İslam âlimlerinden, İmam Birgivî hazretleri zamanında, devrin şeyhülislamı bir hususta bir fetva verir. Bu fetva bir kâğıda yazılı olarak İmam Birgivî'ye verilir. İmam Birgivî, eline tutuşturulan kâğıdı okur okumaz, kâğıdı yırtar ve bu yanlış bir fetvadır der.
Fetvasının, Birgivî tarafından reddedildiğini öğrenen şeyhülislam, haber göndererek İmam Birgivî'yi makamına davet eder. Birgivi hazretleri davete icabet eder ve doğruca Şeyhülislam'ın makamına gider. İçeri girdiğinde şeyhülislam namaz kılmaktadır. İmam Birgivî, namaz kılan şeyhülislam'ı görmesine rağmen ona selam verir ve içeri girip bir yere oturur. Şeyhülislam namazını bitirince:
–Hoş geldiniz hoca efendi. Benim fetvamı reddettiniz ama namaz kılan adama selam verilip verilmeyeceğini bilemediniz.
İmam Birgivi hazretleri, bu suali bekler gibiydi. Şöyle cevap verir:
–Namaz kıldığınızı gördüm. Namaz kılan kimseye selam da verilmez. Ancak ben içeri girdiğimde siz namaz kılmıyordunuz. Bu oda karanlık olduğu için, şu pencereyi büyütsek de, odaya daha çok ışık girer mi diye düşünüyordunuz. Bende sizin pencere ile meşgul olduğunuz görünce selam verdim.

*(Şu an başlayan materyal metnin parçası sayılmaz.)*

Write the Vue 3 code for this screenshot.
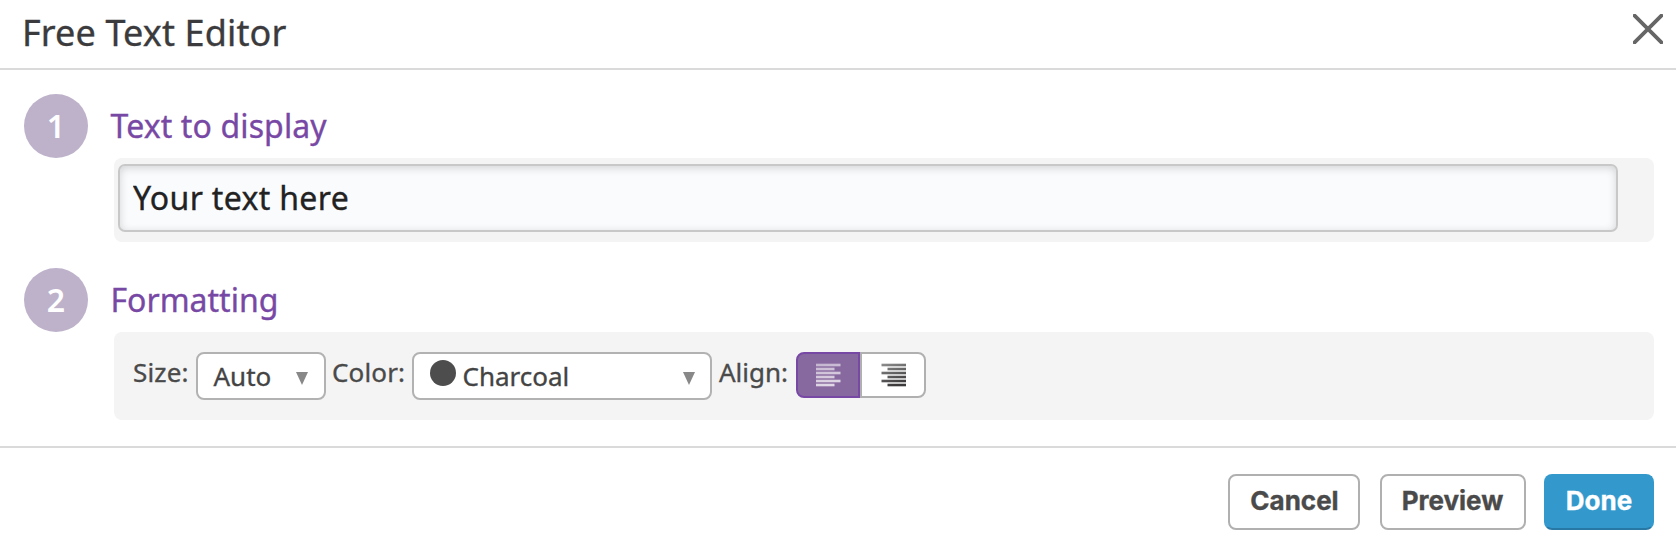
<script setup>
import { ref } from 'vue'

const text = ref('Your text here')
const align = ref('left')
const bars = [0, 4, 8, 12, 16, 20]
</script>

<template>
  <div class="dialog">
    <header class="head">
      <h1>Free Text Editor</h1>
      <button class="close" aria-label="Close">
        <svg width="30" height="30" viewBox="0 0 30 30">
          <path d="M1.6 1.6L28.4 28.4M28.4 1.6L1.6 28.4" stroke="#666" stroke-width="3.8" stroke-linecap="round" />
        </svg>
      </button>
    </header>

    <main class="body">
      <section class="step">
        <span class="num">1</span>
        <div class="content">
          <h2 class="spaced">Text to display</h2>
          <div class="panel text-panel">
            <input v-model="text" type="text" />
          </div>
        </div>
      </section>

      <section class="step second">
        <span class="num">2</span>
        <div class="content">
          <h2>Formatting</h2>
          <div class="panel format-panel">
            <span class="label size-label">Size:</span>
            <div class="select size">
              <span>Auto</span>
              <svg class="arrow" width="12" height="13" viewBox="0 0 12 13"><path d="M0 0H12L6 13Z" fill="#888" /></svg>
            </div>
            <span class="label color-label">Color:</span>
            <div class="select color">
              <i class="swatch"></i>
              <span>Charcoal</span>
              <svg class="arrow" width="12" height="13" viewBox="0 0 12 13"><path d="M0 0H12L6 13Z" fill="#888" /></svg>
            </div>
            <span class="label align-label">Align:</span>
            <div class="toggle">
              <button :class="{ on: align === 'left' }" aria-label="Left" @click="align = 'left'">
                <svg width="25" height="24" viewBox="0 0 25 24">
                  <defs>
                    <linearGradient id="light" gradientUnits="userSpaceOnUse" x1="0" y1="0" x2="4" y2="24">
                      <stop offset="0" stop-color="#c3b4cf" /><stop offset="1" stop-color="#e0d8e6" />
                    </linearGradient>
                  </defs>
                  <rect v-for="(y, i) in bars" :key="y" x="0" :y="y + 0.7" :width="i % 2 ? 18.5 : 24.5" height="2.6" fill="url(#light)" />
                </svg>
              </button>
              <button :class="{ on: align === 'right' }" aria-label="Right" @click="align = 'right'">
                <svg width="25" height="24" viewBox="0 0 25 24">
                  <defs>
                    <linearGradient id="dark" gradientUnits="userSpaceOnUse" x1="0" y1="0" x2="8" y2="24">
                      <stop offset="0" stop-color="#919191" /><stop offset="1" stop-color="#3c3a3a" />
                    </linearGradient>
                  </defs>
                  <rect v-for="(y, i) in bars" :key="y" :x="i % 2 ? 6.5 : 0.5" :y="y + 0.7" :width="i % 2 ? 18.5 : 24.5" height="2.6" fill="url(#dark)" />
                </svg>
              </button>
            </div>
          </div>
        </div>
      </section>
    </main>

    <footer class="foot">
      <button class="btn cancel">Cancel</button>
      <button class="btn preview">Preview</button>
      <button class="btn done">Done</button>
    </footer>
  </div>
</template>

<style>
body {
  margin: 0;
  background: #fff;
}
</style>

<style scoped>
.dialog,
.dialog * {
  box-sizing: border-box;
}
.dialog {
  height: 552px;
  overflow: hidden;
  background: #fff;
  font-family: "Noto Sans", sans-serif;
  color: #4a4a4a;
  -webkit-text-stroke: 0.35px currentColor;
}
h1,
h2 {
  margin: 0;
  font-weight: 400;
}
button {
  padding: 0;
  border: 0;
  background: none;
  font: inherit;
  color: inherit;
}
.head {
  display: flex;
  justify-content: space-between;
  align-items: flex-start;
  height: 70px;
  padding: 8px 13px 0 22px;
  border-bottom: 2px solid #dadada;
}
h1 {
  font-size: 36px;
  line-height: 50px;
  letter-spacing: 0.13px;
  color: #3b3b3d;
}
.close {
  display: flex;
  margin-top: 6px;
}
.body {
  height: 376px;
  padding: 24px 22px 0 24px;
}
.step {
  display: flex;
}
.second {
  margin-top: 26px;
}
.num {
  flex: none;
  width: 64px;
  height: 64px;
  border-radius: 50%;
  background: #beb2cb;
  color: #fff;
  font-size: 32px;
  font-weight: 600;
  line-height: 64px;
  text-align: center;
  -webkit-text-stroke: 0;
}
.content {
  flex: 1;
  margin-left: 22px;
}
h2 {
  height: 64px;
  padding-left: 0.5px;
  font-size: 32px;
  line-height: 64px;
  color: #7848a5;
}
.spaced {
  letter-spacing: 0.12px;
}
.panel {
  margin-left: 4px;
  border-radius: 8px;
  background: #f4f4f4;
}
.text-panel {
  height: 84px;
  padding: 6px 36px 0 4px;
}
input {
  display: block;
  width: 100%;
  height: 68px;
  padding: 0 13px 2px;
  border: 2px solid #c8c8c8;
  border-radius: 7px;
  outline: 0;
  background: #fafbfd;
  box-shadow: inset 0 2px 8px rgba(0, 0, 0, 0.16);
  font-family: inherit;
  font-size: 32px;
  letter-spacing: 0.33px;
  color: #222;
  -webkit-text-stroke: 0.35px currentColor;
}
.format-panel {
  display: flex;
  height: 88px;
  padding: 20px 0 0 19px;
  font-size: 26px;
}
.label {
  line-height: 40px;
  white-space: nowrap;
}
.size-label {
  width: 63px;
  letter-spacing: 0.15px;
}
.color-label {
  width: 80px;
  letter-spacing: 0.15px;
}
.align-label {
  width: 77px;
}
.select {
  display: flex;
  align-items: flex-start;
  height: 48px;
  border: 2px solid #b2b2b2;
  border-radius: 8px;
  background: #fff;
  line-height: 44px;
  color: #444;
}
.size {
  width: 130px;
  margin-right: 6px;
  padding: 0 16px 0 15.5px;
}
.color {
  width: 300px;
  margin-right: 7px;
  padding: 0 15px 0 16px;
}
.arrow {
  margin: 18px 0 0 auto;
}
.swatch {
  width: 26px;
  height: 26px;
  margin: 6px 6.5px 0 0;
  border-radius: 50%;
  background: #4d4d4d;
}
.toggle {
  display: flex;
  width: 130px;
  height: 46px;
}
.toggle button {
  display: flex;
  justify-content: center;
  width: 66px;
  padding-top: 9px;
  border: 2px solid #b0b0b0;
  border-radius: 0 8px 8px 0;
  background: #fff;
}
.toggle button:first-child {
  width: 64px;
  border-radius: 8px 0 0 8px;
}
.toggle button.on {
  border-color: #7848a5;
  background: #88699f;
}
.foot {
  display: flex;
  justify-content: flex-end;
  height: 106px;
  padding: 26px 22px 0 0;
  border-top: 2px solid #dadada;
}
.btn {
  height: 56px;
  padding-bottom: 2px;
  border: 2px solid #b0b0b0;
  border-radius: 8px;
  background: #fff;
  font-family: Inter, sans-serif;
  font-size: 26px;
  font-weight: 700;
  line-height: 48px;
  color: #4a4a4a;
}
.cancel {
  width: 132px;
  padding-left: 1px;
}
.preview {
  width: 146px;
  margin-left: 20px;
  padding-right: 1px;
}
.done {
  width: 110px;
  margin-left: 18px;
  border-color: #3399cc;
  border-bottom-color: #2878a5;
  background: #3399cc;
  color: #fff;
}
</style>
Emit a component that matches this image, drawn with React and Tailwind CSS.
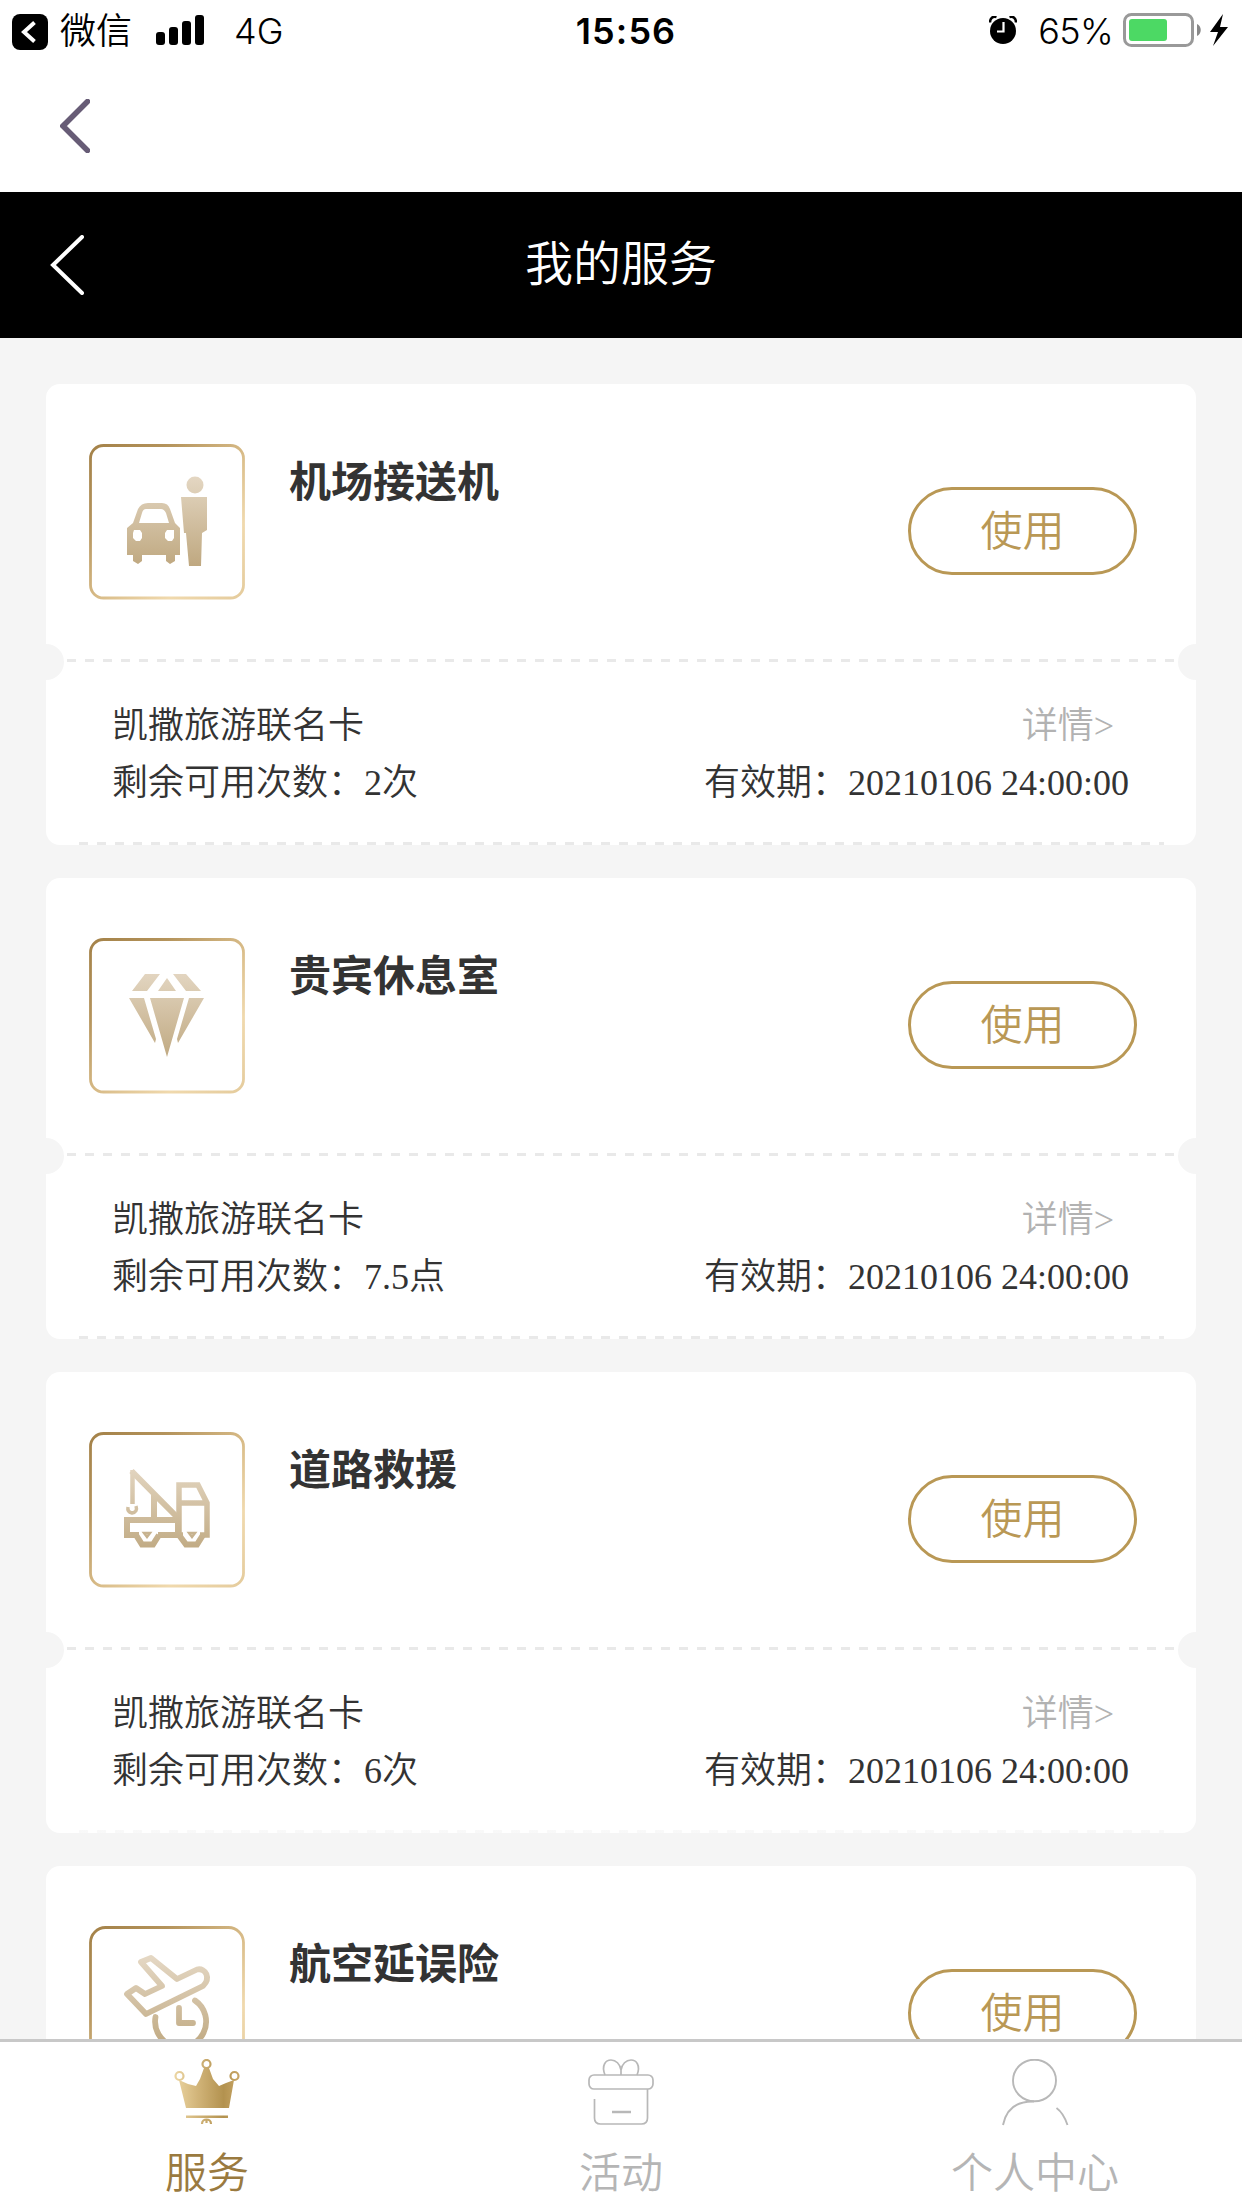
import React from "react";

const CJK = "font-['Noto_Sans_CJK_SC',sans-serif]";

function StatusBar() {
  return (
    <div className="flex h-[60px] shrink-0 items-start justify-between pl-3 pr-[14px] font-['Inter','Noto_Sans_CJK_SC',sans-serif] text-[36px] leading-[60px] text-black">
      <div className="flex w-[400px] items-start">
        <svg className="mt-[14px] h-9 w-9" viewBox="0 0 36 36">
          <rect width="36" height="36" rx="8" />
          <path d="M22.5 8.5 12 18l10.500 9.500" fill="none" stroke="#fff" strokeWidth="4" />
        </svg>
        <span className="ml-3 font-['Noto_Sans_CJK_SC',sans-serif] font-[350] leading-[56px]">微信</span>
        <svg className="ml-6 mt-[15px] h-[30px] w-[48px]" viewBox="0 0 48 30">
          <rect x="0" y="17" width="9" height="13" rx="3" />
          <rect x="13" y="12" width="9" height="18" rx="3" />
          <rect x="26" y="6" width="9" height="24" rx="3" />
          <rect x="39" y="0" width="9" height="30" rx="3" />
        </svg>
        <span className="ml-[30px] mt-px font-[350]">4G</span>
      </div>
      <div className="ml-[12px] mt-px font-semibold tracking-[1.1px]">15:56</div>
      <div className="flex w-[400px] items-start justify-end">
        <svg className="mt-4 h-7 w-7" viewBox="0 0 28 28">
          <circle cx="14" cy="15" r="13" />
          <path d="M1 6.500C1 2 4 0 7.500 1M27 6.500C27 2 24 0 20.500 1" fill="none" stroke="#000" strokeWidth="2.500" />
          <path d="M14.500 6v9.500H8" fill="none" stroke="#fff" strokeWidth="2.200" />
        </svg>
        <span className="ml-[21px] mt-px font-[350] tracking-[-0.7px]">65%</span>
        <svg className="ml-[10px] mt-[13px] h-[34px] w-[79px]" viewBox="0 0 79 34">
          <rect x="1.500" y="1.500" width="68" height="31" rx="7" fill="none" stroke="#999" strokeWidth="3" />
          <rect x="6" y="6" width="38" height="22" rx="3" fill="#4cd964" />
          <path d="M74 11c5 2 5 10 0 12z" fill="#888" />
        </svg>
        <svg className="ml-[8px] mt-[14px] h-8 w-[18px]" viewBox="0 0 18 32">
          <path d="M13 0 0 18h8L3 32 18 13h-8z" />
        </svg>
      </div>
    </div>
  );
}

function CarIcon() {
  return (
    <g fill="url(#glyph)">
      <circle cx="106" cy="41" r="8.500" />
      <path d="M92 53h26v33l-5 3-1 33h-12l-3-33h-2z" />
      <path
        fillRule="evenodd"
        d="M59 59h14q6 0 8 6l5 14 5 5v27h-5v6l-5 3-4-3v-6H53v6l-4 3-5-3v-6h-6V84l6-5 5-14q3-6 10-6zM57 65q-3 0-4 4l-3 10h30l-3-10q-2-4-5-4zM45 86l-1 3v5l3 3h4l2-3v-5l-2-3zM78 86l-2 3v5l3 3h4l2-3v-8z"
      />
    </g>
  );
}

function DiamondIcon() {
  return (
    <path
      fill="url(#glyph)"
      d="M56 36h15L58 53H43zM78 40l9 13H69zM84 36h13l15 17H97zM40 60h15l12 41-1 4zM61 60h34l-17 59zM100 60h15l-26 45-1-4z"
    />
  );
}

function TowIcon() {
  return (
    <g fill="none" stroke="url(#glyph)" strokeWidth="6">
      <path d="M50 103H38V88H89V103H69" />
      <path d="M43.500 38v34" strokeWidth="4.500" />
      <path d="M42.500 39 90 87M65 86V62l24 24" />
      <path d="M39 75q-1 5 4 6 6-1 4-7" strokeWidth="3.500" />
      <path d="M94 103h-4V53h19l9 18V103h-7M92 71h25" strokeWidth="5.500" />
      <path d="M47 103l6 9.500h11l6-9.500M90 103l7 9.500h11l6-9.500" />
      <path d="M55 101h6l-3 4zM100 101h6l-3 4z" strokeWidth="2.500" />
    </g>
  );
}

function FlightIcon() {
  return (
    <g fill="none" stroke="url(#glyph)" strokeWidth="5.800" strokeLinecap="round" strokeLinejoin="round">
      <path d="M52 36l10-4 26 21 20-9.500c9-2 14 9 6 16.500L57 88 38 68l9-6 9 6 17-8z" />
      <path d="M66.500 91A25.500 25.500 0 1 0 106 74.500" />
      <path d="M90 82v15h14" />
    </g>
  );
}

function ServiceIcon({ children, radius = 13 }) {
  return (
    <svg className="h-[156px] w-[156px]" viewBox="0 0 156 156">
      <rect x="1.500" y="1.500" width="153" height="152.500" rx={radius} fill="none" stroke="url(#frame)" strokeWidth="2.800" />
      {children}
    </svg>
  );
}

function Dashes({ className }) {
  return (
    <div
      className={
        "h-[3px] bg-[repeating-linear-gradient(90deg,#e9e9e9_0_9px,transparent_9px_18px)] " + className
      }
    />
  );
}

function ServiceCard({ title, remaining, icon, radius, faint }) {
  return (
    <section className="relative h-[461px] shrink-0 overflow-hidden rounded-[14px] bg-white text-[#333]">
      <div className="flex h-[275px] items-start pl-[43px] pr-[59px] pt-[60px]">
        <ServiceIcon radius={radius}>{icon}</ServiceIcon>
        <h2 className="ml-[44px] mt-[5px] flex-1 text-[42px] font-bold leading-[60px]">{title}</h2>
        <button className="mt-[43px] h-[88px] w-[229px] rounded-full border-[3px] border-[#b99855] pb-[6px] text-[42px] font-[350] leading-[74px] text-[#b99855]">
          使用
        </button>
      </div>
      <Dashes className="mx-[21px]" />
      {remaining && (
        <div className="h-[180px] pl-[66px] pr-[67px] pt-[36px] font-['Liberation_Serif','Noto_Sans_CJK_SC',serif] text-[36px] font-[350] leading-[57px]">
          <div className="flex justify-between">
            <span>凯撒旅游联名卡</span>
            <span className="mr-[15px] text-[#b2b2b2]">详情&gt;</span>
          </div>
          <div className="flex justify-between">
            <span>剩余可用次数：{remaining}</span>
            <span>有效期：20210106 24:00:00</span>
          </div>
        </div>
      )}
      <Dashes className={faint ? "ml-[33px] mr-[32px] opacity-30" : "ml-[33px] mr-[32px]"} />
      <i className="absolute -left-[18px] top-[260px] h-9 w-9 rounded-full bg-[#f5f5f5]" />
      <i className="absolute -right-[18px] top-[260px] h-9 w-9 rounded-full bg-[#f5f5f5]" />
    </section>
  );
}

function CrownIcon() {
  return (
    <g>
      <g fill="none" stroke="url(#crown)" strokeWidth="2.200">
        <circle cx="5.500" cy="17" r="4" />
        <circle cx="32.500" cy="5" r="4" />
        <circle cx="60.500" cy="17" r="4" />
        <path d="M28 65c0-6 9-6 9 0M32.500 60v4" />
      </g>
      <path
        fill="url(#crown)"
        d="M5 21l9 4 8 2 4-7 4-11h5l4 11 6 7 7-3 8-3-5 28H12zM12 56.500h42v2.500H12z"
      />
    </g>
  );
}

function GiftIcon() {
  return (
    <g fill="none" stroke="#b8b8b8" strokeWidth="1.700">
      <rect x="1" y="16" width="64" height="14" rx="5" />
      <path d="M6.500 40v19q0 6 6 6h41q6 0 6-6V30" />
      <path d="M17 16C13 6 18 1 23 1s9 4 10 10c1-6 5-10 10-10s10 5 6 15M33 10v6" />
      <path d="M24 53h19" strokeWidth="2.500" />
    </g>
  );
}

function PersonIcon() {
  return (
    <g fill="none" stroke="#b8b8b8" strokeWidth="1.900">
      <ellipse cx="32.500" cy="21.500" rx="21.500" ry="20.800" />
      <path d="M1 66C4 51 14 42 32 42.500M54.500 49q7 5 11 17" />
    </g>
  );
}

const services = [
  { title: "机场接送机", remaining: "2次", icon: <CarIcon /> },
  { title: "贵宾休息室", remaining: "7.5点", icon: <DiamondIcon /> },
  { title: "道路救援", remaining: "6次", icon: <TowIcon />, faint: true },
  { title: "航空延误险", icon: <FlightIcon />, radius: 15 },
];

const tabs = [
  { label: "服务", icon: <CrownIcon />, color: "text-[#9a7a3f]" },
  { label: "活动", icon: <GiftIcon />, color: "text-[#b5b5b5]" },
  { label: "个人中心", icon: <PersonIcon />, color: "text-[#b5b5b5]" },
];

export default function App() {
  return (
    <div className={"flex h-[2208px] w-[1242px] flex-col overflow-hidden bg-white " + CJK}>
      <svg className="absolute h-0 w-0">
        <defs>
          <linearGradient id="frame" x1="0" y1="0" x2="156" y2="156" gradientUnits="userSpaceOnUse">
            <stop offset="0" stopColor="#a38148" />
            <stop offset="0.250" stopColor="#b4935b" />
            <stop offset="0.550" stopColor="#dcc08d" />
            <stop offset="0.750" stopColor="#f0d9ad" />
            <stop offset="1" stopColor="#e4cb9c" />
          </linearGradient>
          <linearGradient id="glyph" x1="0" y1="32" x2="0" y2="122" gradientUnits="userSpaceOnUse">
            <stop offset="0" stopColor="#e4d7c3" />
            <stop offset="1" stopColor="#bfa880" />
          </linearGradient>
          <linearGradient id="crown" x1="0" y1="0" x2="66" y2="0" gradientUnits="userSpaceOnUse">
            <stop offset="0" stopColor="#ecd6a3" />
            <stop offset="0.350" stopColor="#d2b57a" />
            <stop offset="0.750" stopColor="#b3924f" />
            <stop offset="1" stopColor="#c9a767" />
          </linearGradient>
        </defs>
      </svg>

      <StatusBar />
      <div className="h-[132px] shrink-0 pl-[60px] pt-[39px]">
        <svg className="h-[54px] w-[30px]" viewBox="0 0 30 54">
          <path d="M27.500 2.500 3 27l24.500 24.500" fill="none" stroke="#675c76" strokeWidth="5.500" strokeLinecap="round" />
        </svg>
      </div>
      <header className="flex h-[146px] shrink-0 items-center justify-between bg-black px-[50px] text-white">
        <svg className="h-[60px] w-[34px]" viewBox="0 0 34 60">
          <path d="M32 2 3 30l29 28" fill="none" stroke="#fff" strokeWidth="4" strokeLinecap="round" />
        </svg>
        <h1 className="pb-[10px] text-[48px] font-[350] leading-[70px]">我的服务</h1>
        <span className="w-[34px]" />
      </header>
      <main className="flex min-h-0 flex-1 flex-col gap-[33px] overflow-hidden bg-[#f5f5f5] px-[46px] pt-[46px]">
        {services.map((s) => (
          <ServiceCard key={s.title} {...s} />
        ))}
      </main>
      <nav className="grid h-[169px] shrink-0 grid-cols-3 border-t-[3px] border-[#c8c8c8] bg-white">
        {tabs.map((t) => (
          <div key={t.label} className="flex flex-col items-center pt-[17px]">
            <svg className="h-[67px] w-[67px]" viewBox="0 0 67 67">{t.icon}</svg>
            <span className={"mt-[14px] text-[42px] font-[350] leading-[60px] " + t.color}>{t.label}</span>
          </div>
        ))}
      </nav>
    </div>
  );
}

Şeyhülislam neye uğradığını şaşırdı.
İmam Birgivi öyle ayağa çağrılacak bir adam değildi, şeyhülislam özür beyan etti.



KURU EKMEK ve TUZ

Malik bin Dinar Hazretleri hasta yatağında yatmaktadır. Hastalığı oldukça ağırdır. Dostları onun ziyaretine geliyorlardı. Onu ziyarete gelenler gördükleri manzara karşısında şaşkınlıklarını gizleyemiyorlardı. Kumlara gömülmüş bir yaygının üzerinde yatıyordu. Başının altına da birkaç parça eski giyecek ve bir de sepet koymuştu. O günkü ziyaretçileri arasında Selam bin Mıksın de vardı. Malik bin Dinar sepetin içinden birkaç parça ekmek parçası çıkardı, ekmekleri yanında bulunan su kapının içine attı. Biraz aman sonra su kabının içine atığı ekmekleri çıkardı, Selam bin Miskin'e:
–Şu duvarda asılı duran torbayı bana ver.
Duvarda asılı bulunan torbayı ona verdiler. Torbadan tuz çıkardı, bir yandan ıslanmış ekmek, diğer yanda tuz.
Malik bin Dinar:
–Buyrun yemeğe.
Selam bin Miskin:
–Şu anda yiyecek durumda değilim, karnım tok.
Malik bin Dinar:
–Yazık! Hem de çok yazık, demek ki sende tatlı suya
kananlardansın. Tuzlu su size göre değil.